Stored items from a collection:
+ + + + +
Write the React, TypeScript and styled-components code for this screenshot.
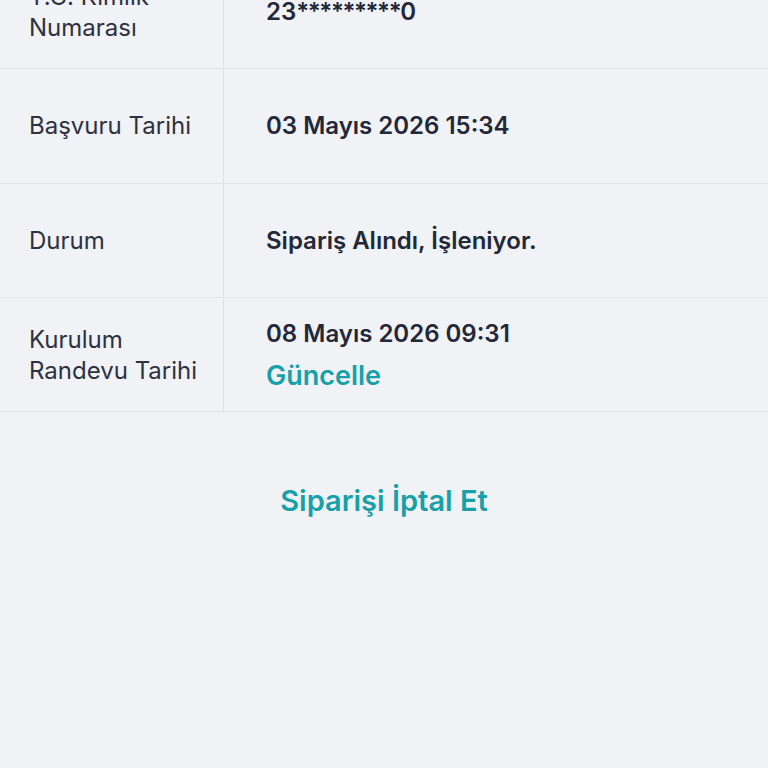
import styled, { createGlobalStyle } from "styled-components";

const Global = createGlobalStyle`
  html, body {
    margin: 0;
    padding: 0;
    background: #f0f2f6;
  }
  body {
    font-family: "Inter", "Noto Sans", sans-serif;
    color: #272b38;
  }
`;

const Page = styled.div`
  width: 768px;
  height: 768px;
  overflow: hidden;
  background: #f0f2f6;
`;

const Table = styled.div`
  margin-top: -45px;
`;

const Row = styled.div`
  box-sizing: border-box;
  display: grid;
  grid-template-columns: 224px 1fr;
  height: 114.33px;
  border-bottom: 1px solid #dfe2e8;
`;

const Label = styled.div`
  display: flex;
  align-items: center;
  padding-left: 29px;
  border-right: 1px solid #dfe2e8;
  font-size: 24px;
  font-weight: 400;
  line-height: 31px;
  color: #2d3140;
`;

const Value = styled.div`
  display: flex;
  flex-direction: column;
  justify-content: center;
  padding-left: 42px;
  font-size: 24px;
  font-weight: 600;
  line-height: 31px;
  color: #232839;
`;

const Masked = styled.span`
  letter-spacing: -1.4px;
`;

const Link = styled.a<{ $size?: number }>`
  color: #17a0a8;
  font-weight: 600;
  font-size: ${(p) => p.$size ?? 27}px;
  text-decoration: none;
  cursor: pointer;
`;

const ValueLink = styled(Link)`
  margin-top: 11px;
  line-height: 31px;
`;

const Actions = styled.div`
  display: flex;
  justify-content: center;
  padding-top: 71px;
`;

const rows = [
  { label: ["Başvuru Tarihi"], value: "03 Mayıs 2026 15:34" },
  { label: ["Durum"], value: "Sipariş Alındı, İşleniyor." },
];

export default function App() {
  return (
    <Page>
      <Global />
      <Table>
        <Row>
          <Label>
            <span>
              T.C. Kimlik
              <br />
              Numarası
            </span>
          </Label>
          <Value>
            <span>
              23<Masked>*********</Masked>0
            </span>
          </Value>
        </Row>
        {rows.map((r) => (
          <Row key={r.value}>
            <Label>{r.label}</Label>
            <Value>{r.value}</Value>
          </Row>
        ))}
        <Row>
          <Label>
            <span>
              Kurulum
              <br />
              Randevu Tarihi
            </span>
          </Label>
          <Value>
            <span>08 Mayıs 2026 09:31</span>
            <ValueLink>Güncelle</ValueLink>
          </Value>
        </Row>
      </Table>
      <Actions>
        <Link $size={29}>Siparişi İptal Et</Link>
      </Actions>
    </Page>
  );
}
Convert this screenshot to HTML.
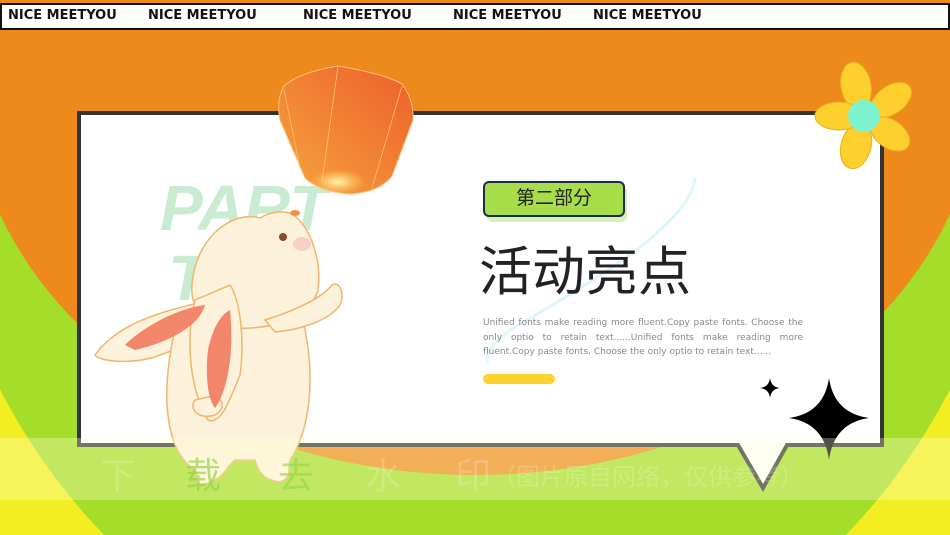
<!DOCTYPE html>
<html><head><meta charset="utf-8"><style>
*{margin:0;padding:0}
html,body{width:950px;height:535px;overflow:hidden}
body{position:relative;background:#F3EE22;font-family:"DejaVu Sans","Liberation Sans","Noto Sans CJK SC",sans-serif}
.bar{position:absolute;left:0;top:3px;width:946px;height:23px;background:#fff;border:2px solid #111}
.bar span{position:absolute;top:3px;font-weight:bold;font-size:13px;color:#111;white-space:nowrap}
.abs{position:absolute}
</style></head><body>
<svg class="abs" style="left:0;top:0" width="950" height="535">
<ellipse cx="475" cy="80" rx="549" ry="617" fill="#A4DE2A"/>
<ellipse cx="475" cy="80" rx="505" ry="395" fill="#EE891C"/>
<rect x="0" y="0" width="950" height="40" fill="#EE891C"/>
<path d="M79 113 H882 V445 H787 L763 488 L738 445 H79 Z" fill="#fff" stroke="#333" stroke-width="4"/>
<text x="160" y="230" font-family="Liberation Sans" font-weight="bold" font-style="italic" font-size="64" fill="#C9EBD1">PART</text>
<text x="168" y="300" font-family="Liberation Sans" font-weight="bold" font-style="italic" font-size="64" fill="#C9EBD1">TWO</text>
<path d="M695 178 C690 230 560 300 510 330 C490 345 485 355 488 362" fill="none" stroke="#DDF6FB" stroke-width="3"/>
<defs>
<linearGradient id="lg" x1="0" y1="1" x2="1" y2="0"><stop offset="0" stop-color="#F7A43E"/><stop offset="1" stop-color="#EC5F2A"/></linearGradient>
<radialGradient id="gl" cx="0.5" cy="0.5" r="0.5"><stop offset="0" stop-color="#FFF6B0"/><stop offset="1" stop-color="#FFD060" stop-opacity="0"/></radialGradient>
</defs>
<path d="M284 86 Q300 72 338 66 Q385 74 402 84 Q414 100 413 120 L392 176 Q380 192 350 194 Q320 192 305 178 L280 120 Q276 100 284 86 Z" fill="url(#lg)" stroke="#F7C27A" stroke-width="1"/>
<path d="M338 66 L322 182 M402 86 L372 188 M284 90 L300 168" stroke="#F9C278" stroke-width="0.8" fill="none"/>
<ellipse cx="338" cy="182" rx="28" ry="13" fill="url(#gl)"/>
<g stroke="#EFB66C" stroke-width="1.5" fill="#FCF2DB">
<path d="M210 300 C170 310 120 320 95 355 C100 362 135 365 160 355 C190 345 215 330 230 310 Z"/>
<path d="M175 330 C160 395 165 450 195 470 C200 478 190 485 205 484 C225 478 225 468 235 460 L255 460 C258 470 262 480 280 482 C292 478 288 470 290 460 C310 430 315 380 305 330 C300 300 260 290 230 300 Z"/>
<path d="M260 218 C230 210 195 240 192 285 C190 310 205 325 235 328 C270 330 310 318 318 290 C322 260 310 225 292 214 C282 210 270 212 260 218 Z"/>
<path d="M265 320 C290 312 320 300 332 285 C340 280 345 295 340 305 C330 320 300 330 275 332 Z"/>
<path d="M195 300 C185 340 190 390 208 420 C220 425 228 405 240 375 C245 340 240 300 230 285 Z"/>
<path d="M195 400 C188 410 200 420 215 415 C225 410 225 398 212 396 Z"/>
</g>
<path d="M125 345 C145 325 180 308 205 305 C200 325 170 342 135 350 Z" fill="#F2866A"/>
<path d="M208 350 C205 375 208 400 215 408 C225 395 235 360 230 310 C220 315 212 330 208 350 Z" fill="#F2866A"/>
<circle cx="283" cy="237" r="4" fill="#8A4A2A"/>
<ellipse cx="302" cy="244" rx="9" ry="7" fill="#F8CFC5"/>
<ellipse cx="295" cy="213" rx="5" ry="3" fill="#F29040"/>
<g fill="#FDD02E" stroke="#E8B020" stroke-width="1">
<ellipse cx="856" cy="86" rx="15" ry="24" transform="rotate(-10 856 86)"/>
<ellipse cx="891" cy="100" rx="14" ry="23" transform="rotate(55 891 100)"/>
<ellipse cx="890" cy="134" rx="14" ry="22" transform="rotate(-55 890 134)"/>
<ellipse cx="856" cy="146" rx="15" ry="23" transform="rotate(15 856 146)"/>
<ellipse cx="839" cy="116" rx="24" ry="14"/>
</g>
<circle cx="864" cy="116" r="16" fill="#7DF2CF"/>
<path d="M829 378 Q834 413 869 418 Q834 423 829 460 Q824 423 789 418 Q824 413 829 378 Z" fill="#000"/>
<path d="M770 378 Q771 387 780 388 Q771 389 770 398 Q769 389 760 388 Q769 387 770 378 Z" fill="#000"/>
<rect x="0" y="438" width="950" height="62" fill="rgba(255,255,210,0.32)"/>
<text x="100" y="488" font-family="Noto Sans CJK SC" font-size="36" fill="rgba(255,255,255,0.18)">下</text>
<text x="185" y="488" font-family="Noto Sans CJK SC" font-size="36" fill="rgba(150,210,80,0.7)">载</text>
<text x="278" y="488" font-family="Noto Sans CJK SC" font-size="36" fill="rgba(150,210,80,0.6)">去</text>
<text x="365" y="488" font-family="Noto Sans CJK SC" font-size="36" fill="rgba(255,255,255,0.2)">水</text>
<text x="455" y="488" font-family="Noto Sans CJK SC" font-size="36" fill="rgba(255,255,255,0.2)">印</text>
<text x="492" y="485" font-family="Noto Sans CJK SC" font-size="24" fill="rgba(255,255,255,0.2)">（图片原自网络，仅供参考）</text>
</svg>
<div class="bar">
<span style="left:6px">NICE MEETYOU</span><span style="left:146px">NICE MEETYOU</span><span style="left:301px">NICE MEETYOU</span><span style="left:451px">NICE MEETYOU</span><span style="left:591px">NICE MEETYOU</span>
</div>
<div class="abs" style="left:487px;top:186px;width:140px;height:36px;background:#D6F0B8;border-radius:6px"></div>
<div class="abs" style="left:483px;top:181px;width:138px;height:32px;background:#A8DD4A;border:2px solid #1E2A4A;border-radius:6px;font-family:'Liberation Sans','Noto Sans CJK SC',sans-serif;font-size:19px;color:#222;text-align:center;line-height:32px">第二部分</div>
<div class="abs" style="left:479px;top:241px;font-family:'Liberation Sans','Noto Sans CJK SC',sans-serif;font-size:53px;color:#222;line-height:64px">活动亮点</div>
<div class="abs" style="left:483px;top:316px;width:320px;font-size:9px;color:#888;line-height:14.7px;text-align:justify">Unified fonts make reading more fluent.Copy paste fonts. Choose the only optio to retain text......Unified fonts make reading more fluent.Copy paste fonts. Choose the only optio to retain text......</div>
<div class="abs" style="left:483px;top:374px;width:72px;height:10px;background:#FDD22E;border-radius:5px"></div>
</body></html>
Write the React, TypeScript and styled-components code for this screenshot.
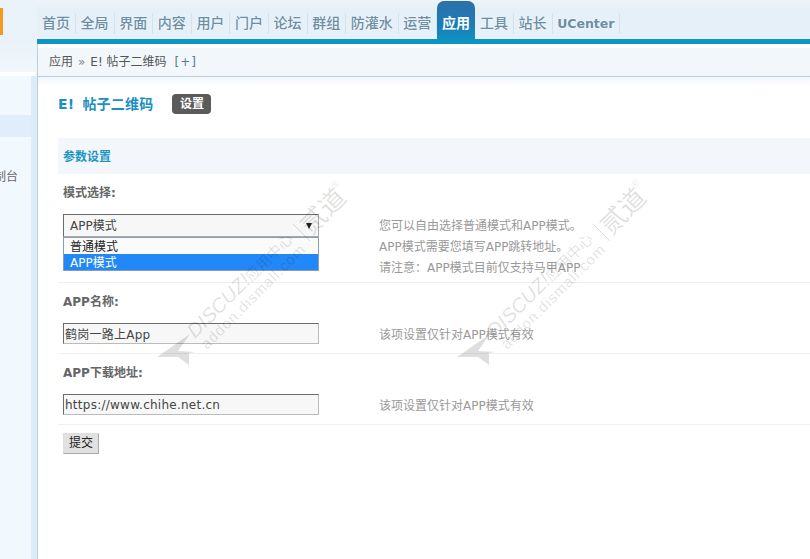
+ + + + +
■ WHAT IS BEING ASKED ■
Among the records above, find each line holding the string "styled" and pull it out.

■ WRITTEN ANSWER ■
Write the React, TypeScript and styled-components code for this screenshot.
import styled, { createGlobalStyle } from "styled-components";
const Page = styled.div`
const Table = styled.div`
const Row = styled.div`
const Label = styled.div`
const Value = styled.div`
const Masked = styled.span`
const Link = styled.a<{ $size?: number }>`
const ValueLink = styled(Link)`
const Actions = styled.div`
Write the React, TypeScript and styled-components code for this screenshot.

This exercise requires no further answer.